Instructions for the task
Don't include pictures. Quote the lines below from the first through the line that contains "const topLinks = ['About".

Data section
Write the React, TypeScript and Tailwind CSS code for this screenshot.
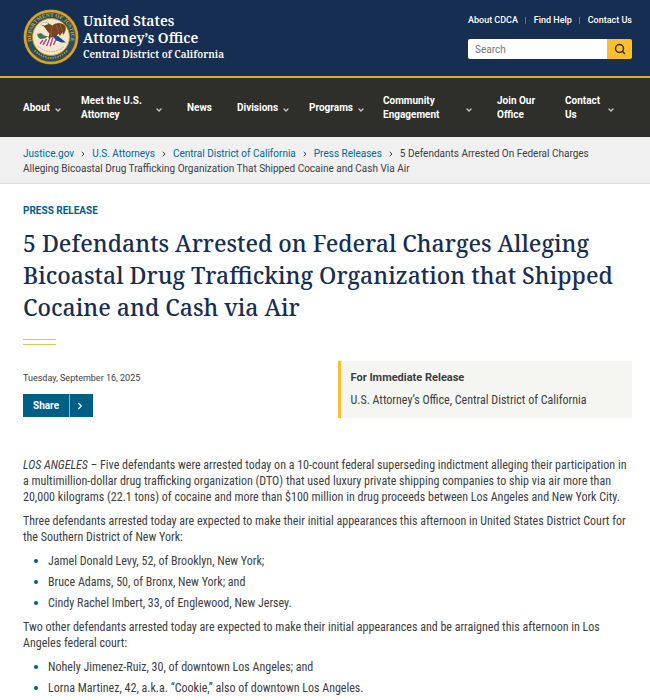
import { ChevronDown, ChevronRight, Search } from 'lucide-react';
import { clsx } from 'clsx';
import { Fragment } from 'react';

const topLinks = ['About CDCA', 'Find Help', 'Contact Us'];

const navItems = [
  { label: 'About', width: 'w-[58px]', menu: true },
  { label: 'Meet the U.S. Attorney', width: 'w-[106px]', menu: true, wide: true },
  { label: 'News', width: 'w-[50px]' },
  { label: 'Divisions', width: 'w-[72px]', menu: true },
  { label: 'Programs', width: 'w-[74px]', menu: true },
  { label: 'Community Engagement', width: 'w-[114px]', menu: true, wide: true },
  { label: 'Join Our Office', width: 'w-[68px]' },
  { label: 'Contact Us', width: 'w-[58px]', menu: true },
];

const crumbs = ['Justice.gov', 'U.S. Attorneys', 'Central District of California', 'Press Releases'];

const newYorkDefendants = [
  'Jamel Donald Levy, 52, of Brooklyn, New York;',
  'Bruce Adams, 50, of Bronx, New York; and',
  'Cindy Rachel Imbert, 33, of Englewood, New Jersey.',
];

const losAngelesDefendants = [
  'Nohely Jimenez-Ruiz, 30, of downtown Los Angeles; and',
  'Lorna Martinez, 42, a.k.a. “Cookie,” also of downtown Los Angeles.',
];

function Seal({ className }: { className?: string }) {
  return (
    <svg className={className} viewBox="0 0 112 112" aria-hidden="true">
      <defs>
        <path id="seal-top" d="M19.5 72 A40 40 0 1 1 92.500 72" />
      </defs>
      <circle cx="56" cy="56" r="55" fill="#b5821f" />
      <circle cx="56" cy="56" r="52" fill="none" stroke="#dca52f" strokeWidth="4" />
      <circle cx="56" cy="56" r="49" fill="#27505a" />
      <circle cx="56" cy="56" r="37" fill="#f5e7cb" stroke="#c9982f" strokeWidth="2" />
      <text fill="#c9a653" fontSize="11" fontWeight="700" fontFamily="Liberation Serif, serif">
        <textPath href="#seal-top" startOffset="50%" textAnchor="middle">
          DEPARTMENT OF JUSTICE
        </textPath>
      </text>
      <path d="M23 83 Q56 113 89 83" fill="none" stroke="#a5883f" strokeWidth="4" strokeDasharray="3 2" />
      <path d="M29 74 Q56 97 83 74" fill="none" stroke="#b3a68c" strokeWidth="2" strokeDasharray="3 2" />
      {/* eagle */}
      <path
        d="M35 31 C40 25 48 25 53 30 L59 33 C67 26 78 27 84 33 C87 38 86 45 80 52 L79 46 L74 54 L71 49 L66 56 L62 61 L55 57 L50 60 L53 49 C48 44 45 39 42 35 Z"
        fill="#74431f"
      />
      <path d="M59 34 C56 40 55 48 58 55 M66 32 L72 47 M74 31 L79 43" fill="none" stroke="#99622f" strokeWidth="2" />
      <path d="M35 31 C40 25 48 25 51 30 L43 33 Z" fill="#fff3d9" />
      {/* olive branch */}
      <path d="M28 50 L36 48 L42 53 L50 55 L43 59 L34 60 L30 56 Z" fill="#3c7a5c" />
      {/* shield */}
      <path d="M38 62 L62 56 L73 66 L56 76 L31 71 Z" fill="#fff" />
      <path
        d="M40 62 L34 70 M47 60 L40 72 M54 58 L47 74 M60 57 L54 75 M66 61 L61 72"
        stroke="#c23e72"
        strokeWidth="3"
      />
      <path d="M60 55 L70 54 L86 67 L77 67 L66 63 Z" fill="#1f4a8a" />
    </svg>
  );
}

function DefendantList({ items }: { items: string[] }) {
  return (
    <ul className="flex flex-col gap-[5px]">
      {items.map((item) => (
        <li key={item} className="flex items-center gap-[10px] pl-[11px]">
          <span className="size-1 rounded-full bg-[#005e87]" />
          {item}
        </li>
      ))}
    </ul>
  );
}

export default function App() {
  return (
    <div className="min-h-screen bg-white font-['Roboto',sans-serif] text-[#3d3d3f]">
      <header className="flex items-start justify-between border-b-2 border-[#e0aa35] bg-[#162e51] pr-[18px] pb-[11px] pl-[23px] text-white">
        <a href="#home" className="flex items-center gap-1 pt-[9px]">
          <Seal className="size-[56px]" />
          <span className="flex flex-col font-['Noto_Serif','Liberation_Serif',serif] font-semibold">
            <span className="text-[14px] leading-[17px]">United States</span>
            <span className="text-[14px] leading-[17px]">Attorney’s Office</span>
            <span className="text-[10px] leading-[17px]">Central District of California</span>
          </span>
        </a>
        <div className="flex w-[164px] flex-col gap-3 pt-[14px]">
          <ul className="flex justify-between text-[9px] leading-[13px] font-medium">
            {topLinks.map((link, i) => (
              <Fragment key={link}>
                {i > 0 && <li aria-hidden="true" className="my-[3px] w-px bg-[#5c6f8c]" />}
                <li>
                  <a href="#top">{link}</a>
                </li>
              </Fragment>
            ))}
          </ul>
          <form className="flex h-5 overflow-hidden rounded-xs" role="search">
            <input
              type="search"
              aria-label="Search"
              placeholder="Search"
              className="min-w-0 flex-1 bg-white px-[7px] text-[10px] text-[#1b1b1b] placeholder:text-[#757575]"
            />
            <button type="submit" aria-label="Submit search" className="flex w-[25px] items-center justify-center bg-[#ffbe2e]">
              <Search className="size-3 text-[#2e2e2a]" strokeWidth={3} />
            </button>
          </form>
        </div>
      </header>

      <nav className="flex h-[59px] items-center bg-[#2e2e2a] px-[23px] text-[10px] leading-[14px] font-bold text-white">
        {navItems.map(({ label, width, menu, wide }) =>
          menu ? (
            <button
              key={label}
              type="button"
              className={clsx('flex shrink-0 items-center text-left', width, wide ? 'justify-between pr-6' : 'gap-1')}
            >
              <span className={clsx(wide && 'w-[66px]', label === 'Contact Us' && 'w-[38px]')}>{label}</span>
              <ChevronDown className="mt-1 size-2 shrink-0 text-[#c9c9c9]" strokeWidth={4} />
            </button>
          ) : (
            <a key={label} href="#nav" className={clsx('shrink-0 pr-5', width)}>
              {label}
            </a>
          ),
        )}
      </nav>

      <div className="border-b border-[#dcdee0] bg-[#f0f0f0] px-[23px] pt-[9px] pb-[7px] text-[10px] leading-[15px]">
        {crumbs.map((crumb) => (
          <Fragment key={crumb}>
            <a href="#crumb" className="text-[#00679b]">
              {crumb}
            </a>
            <ChevronRight className="mx-[5px] inline size-2" strokeWidth={3} />
          </Fragment>
        ))}
        5 Defendants Arrested On Federal Charges
        <br />
        Alleging Bicoastal Drug Trafficking Organization That Shipped Cocaine and Cash Via Air
      </div>

      <main className="pr-[18px] pl-[23px]">
        <p className="pt-5 text-[10px] leading-[14px] font-bold text-[#005e87]">PRESS RELEASE</p>
        <h1 className="mt-[9px] font-['Noto_Serif','Liberation_Serif',serif] text-[23px] leading-8 font-medium text-[#162e51]">
          5 Defendants Arrested on Federal Charges Alleging
          <br />
          Bicoastal Drug Trafficking Organization that Shipped
          <br />
          Cocaine and Cash via Air
        </h1>
        <div className="mt-4 h-[6px] w-[33px] border-y border-[#e5c84f]" />

        <div className="mt-4 grid grid-cols-2 gap-[20px]">
          <div className="pt-[10px]">
            <p className="text-[9px] leading-[14px]">Tuesday, September 16, 2025</p>
            <button
              type="button"
              className="mt-[9px] flex h-[23px] items-stretch bg-[#005e87] text-[10px] font-bold text-white"
            >
              <span className="flex w-[46px] items-center pl-[10px]">Share</span>
              <span className="flex w-6 items-center border-l border-[#8fb8cc] pl-[5px]">
                <ChevronRight className="size-[10px]" strokeWidth={3} />
              </span>
            </button>
          </div>
          <section className="border-l-[3px] border-[#ffbe2e] bg-[#f5f6f1] px-[10px] pt-[9px] pb-[10px] font-['Roboto_Condensed','Roboto',sans-serif]">
            <h2 className="font-['Roboto',sans-serif] text-[11px] leading-4 font-bold">For Immediate Release</h2>
            <p className="mt-[6px] text-[12px] leading-4">U.S. Attorney’s Office, Central District of California</p>
          </section>
        </div>

        <article className="mt-[39px] flex flex-col gap-2 font-['Roboto_Condensed','Roboto',sans-serif] text-[12px] leading-4">
          <p>
            <em>LOS ANGELES –</em> Five defendants were arrested today on a 10-count federal superseding indictment alleging their participation in
            a multimillion-dollar drug trafficking organization (DTO) that used luxury private shipping companies to ship via air more than
            20,000 kilograms (22.1 tons) of cocaine and more than $100 million in drug proceeds between Los Angeles and New York City.
          </p>
          <p>
            Three defendants arrested today are expected to make their initial appearances this afternoon in United States District Court for
            the Southern District of New York:
          </p>
          <DefendantList items={newYorkDefendants} />
          <p>
            Two other defendants arrested today are expected to make their initial appearances and be arraigned this afternoon in Los
            <br />
            Angeles federal court:
          </p>
          <DefendantList items={losAngelesDefendants} />
        </article>
      </main>
    </div>
  );
}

Solution
Write the React, TypeScript and Tailwind CSS code for this screenshot.
import { ChevronDown, ChevronRight, Search } from 'lucide-react';
import { clsx } from 'clsx';
import { Fragment } from 'react';

const topLinks = ['About CDCA', 'Find Help', 'Contact Us'];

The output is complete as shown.